Step 5: Instrument detection and response like a product team would

If you want results, define measurable outcomes:

  • time to detect malicious redirects
  • time to revoke suspicious sessions
  • number of blocked extension installs per week
  • reduction in successful phishing logins
  • reduction in unauthorized data exports

Then feed those outcomes back into your models and policies. AI-driven security improves when you actually close the loop.

Quick Q&A: the questions security teams ask first

“Isn’t endpoint protection enough?”

No. Endpoint tools help, but browser sessions and SaaS actions can be abused without obvious malware execution. Session theft, OAuth abuse, and UI-driven fraud can slip through.

“Do we have to decrypt traffic to secure browsers?”

Not always. Many detections can be made from behavior and metadata, and modern approaches can apply controls at the session layer. Decryption still has value, but it’s not your only option.

“What’s the fastest win?”

Extension control + step-up MFA for sensitive actions. Those two changes shut down a surprising amount of real-world attacker progress.

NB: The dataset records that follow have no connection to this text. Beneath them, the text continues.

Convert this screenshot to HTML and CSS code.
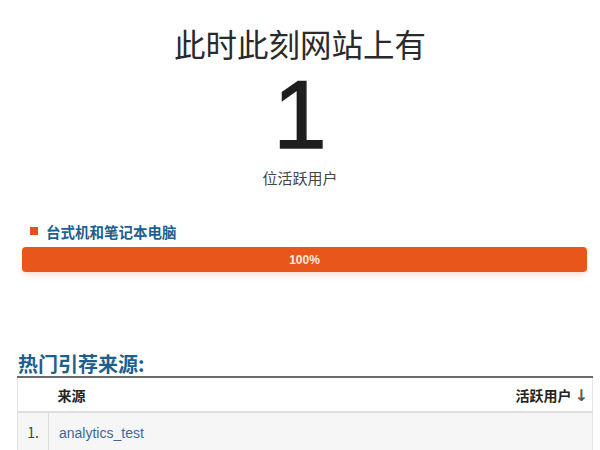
FILE: index.html
```html
<!DOCTYPE html>
<html lang="zh-CN">
<head>
<meta charset="utf-8">
<link rel="stylesheet" href="styles.css">
</head>
<body>
<div class="page">
  <section class="summary">
    <div class="title">此时此刻网站上有</div>
    <div class="count">1</div>
    <div class="subtitle">位活跃用户</div>
  </section>
  <section class="device">
    <div class="legend"><span class="swatch"></span><span class="legend-text">台式机和笔记本电脑</span></div>
    <div class="bar"><span class="bar-label">100%</span></div>
  </section>
  <section class="referrals">
    <h2 class="heading">热门引荐来源:</h2>
    <table class="table">
      <thead>
        <tr>
          <th class="num-col"></th>
          <th class="src-col">来源</th>
          <th class="users-col">活跃用户 <span class="arrow">↓</span></th>
        </tr>
      </thead>
      <tbody>
        <tr>
          <td class="num-col">1.</td>
          <td class="src-col"><a class="link">analytics_test</a></td>
          <td class="users-col"></td>
        </tr>
      </tbody>
    </table>
  </section>
</div>
</body>
</html>
```

FILE: styles.css
```css
html, body {
  margin: 0;
  padding: 0;
  background: #ffffff;
}
body {
  font-family: "Noto Sans CJK SC", "Liberation Sans", sans-serif;
  color: #333333;
  width: 600px;
  height: 450px;
  overflow: hidden;
}
.page {
  padding: 0 8px 0 17px;
}
.summary {
  text-align: center;
  padding-top: 22px;
  margin-left: -9px;
}
.title {
  font-size: 31.5px;
  line-height: 42px;
  color: #2a2a2a;
}
.count {
  font-family: "Liberation Sans", sans-serif;
  font-size: 96px;
  line-height: 96px;
  color: #1e1e1e;
  margin-top: 3px;
  -webkit-text-stroke: 1.5px #1e1e1e;
}
.subtitle {
  font-size: 15px;
  line-height: 20px;
  color: #444444;
  margin-top: 5px;
}
.device {
  margin-top: 34px;
  margin-left: 5px;
  margin-right: 5px;
}
.legend {
  display: flex;
  align-items: center;
  margin-left: 8px;
  height: 18px;
}
.swatch {
  width: 8px;
  height: 8px;
  background: #e0531f;
  margin-right: 8px;
}
.legend-text {
  font-size: 14.5px;
  font-weight: 700;
  color: #1d5f8f;
}
.bar {
  margin-top: 7px;
  height: 25px;
  border-radius: 4px;
  background: #e9561c;
  display: flex;
  align-items: center;
  justify-content: center;
  box-shadow: 0 5px 6px -2px rgba(230, 120, 80, 0.25);
}
.bar-label {
  font-family: "Liberation Sans", sans-serif;
  font-weight: 700;
  font-size: 12px;
  color: #fbe9df;
}
.referrals {
  margin-top: 80px;
}
.heading {
  margin: 0 0 0 1px;
  font-size: 20px;
  line-height: 24px;
  font-weight: 700;
  color: #1d5f8f;
}
.table {
  width: 576px;
  border-collapse: collapse;
  border-top: 2px solid #6a6a6a;
  border-left: 1px solid #e4e4e4;
  border-right: 1px solid #e4e4e4;
  font-size: 14px;
}
.table th {
  height: 33px;
  font-weight: 700;
  color: #222222;
  text-align: left;
  border-bottom: 2px solid #dedede;
  padding: 0;
}
.table td {
  height: 37px;
  background: #f6f6f6;
  padding: 0;
}
.num-col {
  width: 30px;
  text-align: center;
  color: #444444;
}
td.num-col {
  border-right: 1px solid #dcdcdc;
}
th.src-col {
  padding-left: 9px !important;
}
td.src-col {
  padding-left: 10px !important;
}
.users-col {
  text-align: right !important;
  padding-right: 4px !important;
}
.arrow {
  font-family: "DejaVu Sans", sans-serif;
  font-size: 16px;
  color: #555555;
  font-weight: 700;
}
.link {
  font-family: "Liberation Sans", sans-serif;
  color: #3a6a96;
  font-size: 14px;
  text-decoration: none;
}
```
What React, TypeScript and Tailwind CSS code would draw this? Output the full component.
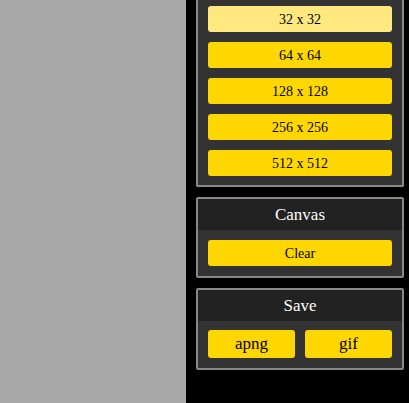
import React from 'react';

// Sizes shown in the (scrolled) size panel
const sizes = ['32 x 32', '64 x 64', '128 x 128', '256 x 256', '512 x 512'];

function Panel({ title, children, className = '' }: { title?: string; children: React.ReactNode; className?: string }) {
  return (
    <div className={`border-2 border-[#888] bg-[#333] rounded-[2px] ${className}`}>
      {title && (
        <div className="h-[31px] bg-[#222] text-white text-[17px] flex items-center justify-center">{title}</div>
      )}
      {children}
    </div>
  );
}

export default function App() {
  return (
    <div
      className="flex w-[409px] h-[403px] overflow-hidden"
      style={{ fontFamily: '"Liberation Serif", "DejaVu Serif", serif' }}
    >
      <div className="w-[186px] bg-[#a9a9a9]" />
      <div className="flex-1 bg-black pl-[10px] pr-[5px] flex flex-col gap-[10px]">
        {/* first panel is scrolled so its header is off-screen */}
        <Panel className="border-t-0 rounded-t-none">
          <div className="flex flex-col gap-[10px] px-[10px] pt-[6px] pb-[9px]">
            {sizes.map((s, i) => (
              <button
                key={s}
                className={`h-[26px] rounded-[3px] text-[14px] text-black ${i === 0 ? 'bg-[#ffe97f]' : 'bg-[#ffd700]'}`}
              >
                {s}
              </button>
            ))}
          </div>
        </Panel>

        <Panel title="Canvas">
          <div className="p-[10px]">
            <button className="w-full h-[26px] rounded-[3px] bg-[#ffd700] text-[14px] text-black">Clear</button>
          </div>
        </Panel>

        <Panel title="Save">
          <div className="px-[10px] pt-[9px] pb-[10px] flex gap-[10px]">
            <button className="flex-1 h-[28px] rounded-[3px] bg-[#ffd700] text-[17px] text-black">apng</button>
            <button className="flex-1 h-[28px] rounded-[3px] bg-[#ffd700] text-[17px] text-black">gif</button>
          </div>
        </Panel>
      </div>
    </div>
  );
}
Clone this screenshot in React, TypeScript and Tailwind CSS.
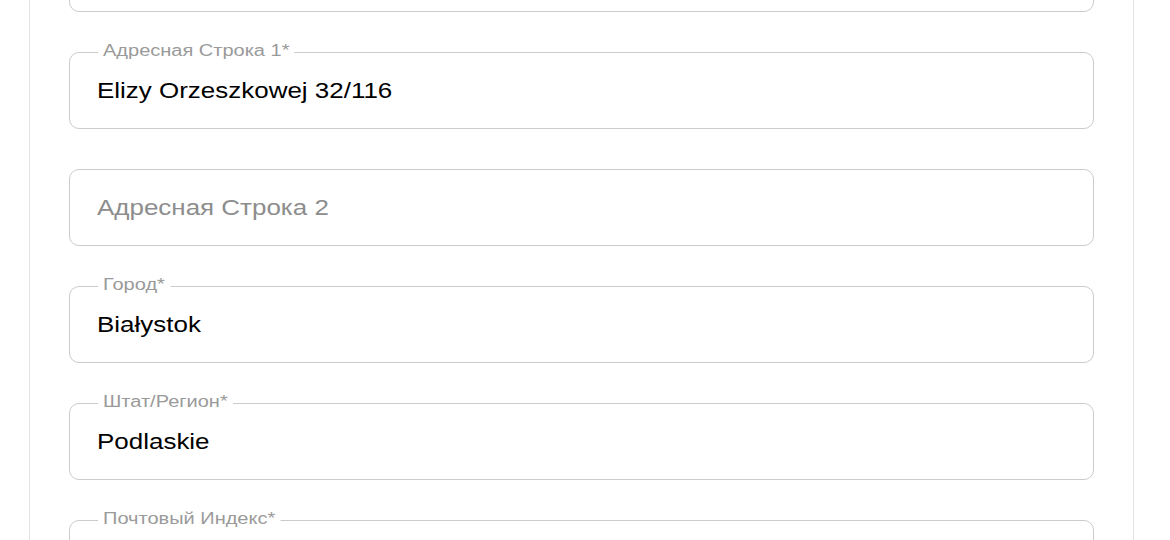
import React from "react";

type Field = { label?: string; value?: string; placeholder?: string };

const fields: Field[] = [
  {},
  { label: "Адресная Строка 1*", value: "Elizy Orzeszkowej 32/116" },
  { placeholder: "Адресная Строка 2" },
  { label: "Город*", value: "Białystok" },
  { label: "Штат/Регион*", value: "Podlaskie" },
  { label: "Почтовый Индекс*" },
];

function OutlinedField({ f }: { f: Field }) {
  return (
    <div className="relative h-[77px] w-[1025px] shrink-0 rounded-[10px] border border-[#cbcbcb] bg-white">
      {f.label && (
        <span className="absolute left-[28px] top-[-11px] inline-block origin-left scale-x-[1.25] bg-white px-[4px] text-[16px] leading-[18px] text-[#9a9a9a]">
          {f.label}
        </span>
      )}
      <div className="flex h-full items-center pl-[27px]">
        {f.value ? (
          <span className="inline-block origin-left scale-x-[1.18] text-[22px] leading-[26px] text-black">{f.value}</span>
        ) : f.placeholder ? (
          <span className="inline-block origin-left scale-x-[1.18] text-[22px] leading-[26px] text-[#8d8d8d]">{f.placeholder}</span>
        ) : null}
      </div>
    </div>
  );
}

export default function App() {
  return (
    <div
      className="h-[540px] w-[1170px] overflow-hidden bg-white"
      style={{ fontFamily: '"Liberation Sans", Arial, "Noto Sans", sans-serif' }}
    >
      <div className="ml-[29px] mt-[-200px] flex w-[1105px] flex-col gap-[40px] border-x border-[#e3e3e3] px-[39px] pb-[200px]">
        <div className="h-[95px]" />
        {fields.map((f, i) => (
          <OutlinedField key={i} f={f} />
        ))}
      </div>
    </div>
  );
}
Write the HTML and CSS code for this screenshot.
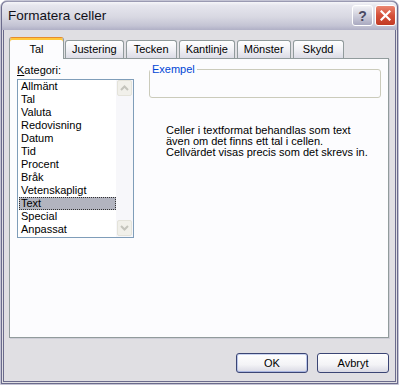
FILE: index.html
```html
<!DOCTYPE html>
<html lang="sv">
<head>
  <meta charset="UTF-8">
  <meta name="viewport" content="width=device-width, initial-scale=1.0">
  <title>Formatera celler</title>
  <link rel="stylesheet" href="styles.css">
</head>
<body>
  <div class="window">
    <div class="titlebar">
      <span class="title">Formatera celler</span>
      <div class="caption-buttons">
        <button type="button" class="caption-btn help">?</button>
        <button type="button" class="caption-btn close">
          <svg width="11" height="11" viewBox="0 0 11 11">
            <path d="M1.5 1.5 L9.5 9.5 M9.5 1.5 L1.5 9.5" stroke="#fff" stroke-width="2.2" stroke-linecap="square"/>
          </svg>
        </button>
      </div>
    </div>

    <div class="client">
      <div class="tabs">
        <div class="tab active">Tal</div>
        <div class="tab">Justering</div>
        <div class="tab">Tecken</div>
        <div class="tab">Kantlinje</div>
        <div class="tab">Mönster</div>
        <div class="tab">Skydd</div>
      </div>

      <div class="panel">
        <div class="category">
          <label class="field-label"><u>K</u>ategori:</label>
          <div class="listbox">
            <ul class="list">
              <li>Allmänt</li>
              <li>Tal</li>
              <li>Valuta</li>
              <li>Redovisning</li>
              <li>Datum</li>
              <li>Tid</li>
              <li>Procent</li>
              <li>Bråk</li>
              <li>Vetenskapligt</li>
              <li class="selected">Text</li>
              <li>Special</li>
              <li>Anpassat</li>
            </ul>
            <div class="scrollbar">
              <span class="scroll-btn">
                <svg width="9" height="6" viewBox="0 0 9 6"><path d="M1 5 L4.5 1.5 L8 5" fill="none" stroke="#c4c4bc" stroke-width="2"/></svg>
              </span>
              <span class="scroll-btn">
                <svg width="9" height="6" viewBox="0 0 9 6"><path d="M1 1 L4.5 4.5 L8 1" fill="none" stroke="#c4c4bc" stroke-width="2"/></svg>
              </span>
            </div>
          </div>
        </div>

        <div class="details">
          <fieldset class="sample">
            <legend>Exempel</legend>
          </fieldset>
          <p class="description">
            Celler i textformat behandlas som text<br>
            även om det finns ett tal i cellen.<br>
            Cellvärdet visas precis som det skrevs in.
          </p>
        </div>
      </div>

      <div class="actions">
        <button type="button" class="btn default">OK</button>
        <button type="button" class="btn">Avbryt</button>
      </div>
    </div>
  </div>
</body>
</html>
```

FILE: styles.css
```css
body {
  margin: 0;
  background: #fff;
  font-family: 'Liberation Sans', Arial, sans-serif;
  font-size: 11px;
  color: #000;
}
.window {
  box-sizing: border-box;
  width: 399px;
  height: 385px;
  border: 1px solid #c4c4d4;
  border-radius: 7px 7px 0 0;
  background: #e0dfe3;
}
.titlebar {
  display: flex;
  justify-content: space-between;
  align-items: center;
  height: 29px;
  padding: 0 2px 0 7px;
  border-radius: 6px 6px 0 0;
  background: linear-gradient(#fbfbfd 0%, #e6e6ee 15%, #d8d8e2 55%, #c4c4d4 85%, #b0b0c6 100%);
  box-shadow: inset 1px 0 #6b6b8c, inset -1px 0 #6b6b8c, inset 0 1px #9a9ab2;
}
.title {
  font-size: 13.5px;
  color: #101018;
}
.caption-buttons {
  display: flex;
  gap: 2px;
}
.caption-btn {
  display: flex;
  align-items: center;
  justify-content: center;
  box-sizing: border-box;
  width: 21px;
  height: 21px;
  padding: 0;
  border: 1px solid #fff;
  border-radius: 3px;
}
.help {
  background: linear-gradient(#f2f2f6, #cfcfdc 50%, #a9a9c0);
  color: #4a4a62;
  font: bold 14px 'Liberation Sans', Arial, sans-serif;
}
.close {
  background: linear-gradient(#eb8670, #d4503a 50%, #c23b24);
}
.client {
  box-sizing: border-box;
  height: 354px;
  padding: 7px 6px 0 5px;
  border: 3px double #6b6b8c;
  border-top: 0;
}
.tabs {
  display: flex;
  align-items: flex-end;
  height: 21px;
}
.tab {
  box-sizing: border-box;
  height: 18px;
  min-width: 51px;
  margin-right: 2px;
  padding: 0 6px;
  border: 1px solid #919b9c;
  border-bottom: 0;
  border-radius: 3px 3px 0 0;
  background: linear-gradient(#ffffff, #f1f1f5 50%, #dcdce6);
  line-height: 16px;
  text-align: center;
  white-space: nowrap;
}
.tab.active {
  position: relative;
  z-index: 1;
  height: 22px;
  min-width: 55px;
  margin: 0 1px -1px 0;
  padding-top: 3px;
  border-top-color: #e68b2c;
  background: #fcfcfe;
  box-shadow: inset 0 2px #ffc83c;
}
.panel {
  box-sizing: border-box;
  display: grid;
  grid-template-columns: 117px 232px;
  column-gap: 15px;
  align-items: start;
  height: 280px;
  padding: 5px 0 0 7px;
  border: 1px solid #919b9c;
  background: #fcfcfe;
  box-shadow: 1px 1px 0 #cdcdd6;
}
.field-label {
  display: block;
  line-height: 13px;
  margin-bottom: 2px;
}
.listbox {
  box-sizing: border-box;
  display: flex;
  width: 117px;
  height: 159px;
  border: 1px solid #7f9db9;
  background: #fff;
}
.list {
  flex: 1;
  margin: 0;
  padding: 0 0 0 1px;
  list-style: none;
  line-height: 13px;
}
.list li {
  height: 13px;
  padding-left: 2px;
  white-space: nowrap;
}
.list li.selected {
  background: #b2b4bf;
  outline: 1px dotted #333;
  outline-offset: -1px;
}
.scrollbar {
  box-sizing: border-box;
  display: flex;
  flex-direction: column;
  justify-content: space-between;
  width: 17px;
  padding: 0 1px 1px;
  background: #f7f7fa;
}
.scroll-btn {
  box-sizing: border-box;
  display: flex;
  align-items: center;
  justify-content: center;
  height: 16px;
  border: 1px solid #e4e3da;
  border-radius: 2px;
  background: #f1f0ea;
}
.details {
  margin-top: -1px;
}
.sample {
  box-sizing: content-box;
  height: 33px;
  margin: 0;
  padding: 0;
  min-width: 0;
  border: 1px solid #cbcbbb;
  border-radius: 3px;
}
.sample legend {
  padding: 0 2px;
  line-height: 13px;
  color: #0046d5;
}
.description {
  margin: 27px 0 0 17px;
  line-height: 11px;
}
.actions {
  display: flex;
  justify-content: flex-end;
  gap: 9px;
  margin-top: 15px;
}
.btn {
  box-sizing: border-box;
  width: 72px;
  height: 20px;
  padding: 0;
  border: 1px solid #3b4574;
  border-radius: 3px;
  background: linear-gradient(#ffffff, #f3f3f6 60%, #d9d9e4);
  font: inherit;
  color: #000;
}
.btn.default {
  box-shadow: inset 0 1px #c9d3ef, inset 0 -1px #a9b6e0, inset 1px 0 #bac6ea, inset -1px 0 #bac6ea;
}
```
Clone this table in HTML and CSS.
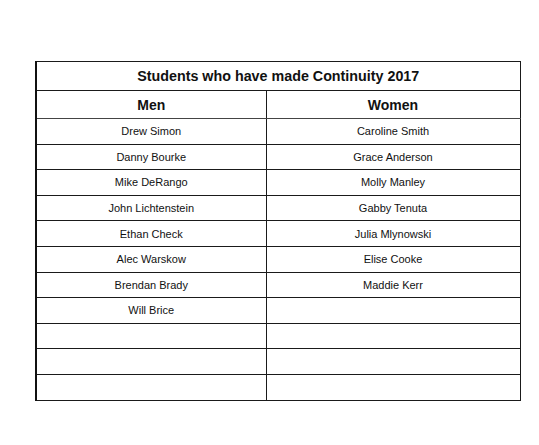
FILE: index.html
```html
<!DOCTYPE html>
<html>
<head>
<meta charset="utf-8">
<link rel="stylesheet" href="styles.css">
</head>
<body>
<table class="roster">
  <colgroup><col class="col-men"><col class="col-women"></colgroup>
  <tr class="title-row"><th colspan="2">Students who have made Continuity 2017</th></tr>
  <tr class="head-row"><th>Men</th><th>Women</th></tr>
  <tr><td>Drew Simon</td><td>Caroline Smith</td></tr>
  <tr><td>Danny Bourke</td><td>Grace Anderson</td></tr>
  <tr><td>Mike DeRango</td><td>Molly Manley</td></tr>
  <tr><td>John Lichtenstein</td><td>Gabby Tenuta</td></tr>
  <tr><td>Ethan Check</td><td>Julia Mlynowski</td></tr>
  <tr><td>Alec Warskow</td><td>Elise Cooke</td></tr>
  <tr><td>Brendan Brady</td><td>Maddie Kerr</td></tr>
  <tr><td>Will Brice</td><td></td></tr>
  <tr><td></td><td></td></tr>
  <tr><td></td><td></td></tr>
  <tr><td></td><td></td></tr>
</table>
</body>
</html>
```
FILE: styles.css
```css
html, body {
  margin: 0;
  padding: 0;
  background: #fff;
}
body {
  padding: 61px 0 0 35px;
  font-family: "Liberation Sans", Arial, sans-serif;
  color: #111;
}
.roster {
  border-collapse: collapse;
  width: 484px;
  table-layout: fixed;
  border-left: 2px solid #111;
}
.col-men { width: 230px; }
.col-women { width: 254px; }
.roster th,
.roster td {
  border: 1px solid #1a1a1a;
  text-align: center;
  padding: 0;
}
.roster .title-row th {
  height: 28px;
  font-size: 14.3px;
  font-weight: bold;
}
.roster .head-row th {
  height: 27px;
  font-size: 14px;
  font-weight: bold;
  border-bottom: 1px solid #444;
}
.roster td {
  height: 24.6px;
  font-size: 11px;
}
```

What to do next (and where AI fits in your roadmap)

Browser security is the most common place I see a mismatch between where risk actually is and where controls are strongest. Organizations spend heavily on network and endpoint controls while the browser quietly becomes the control plane for money movement, identity, and data access.

If you’re building an AI in Cybersecurity roadmap for 2026, put browser sessions on it early. AI-based threat detection, anomaly detection, and automated incident response aren’t nice-to-haves here—they’re how you keep up with the speed of browser-led attacks.

Start small: lock down extensions, enforce zero trust actions, and instrument session risk. Then expand into automated containment that revokes tokens and blocks suspicious behavior in real time.

What’s the one browser-based workflow in your org—finance approvals, customer support tooling, admin consoles—that would cause the most damage if an attacker hijacked the session for 20 minutes?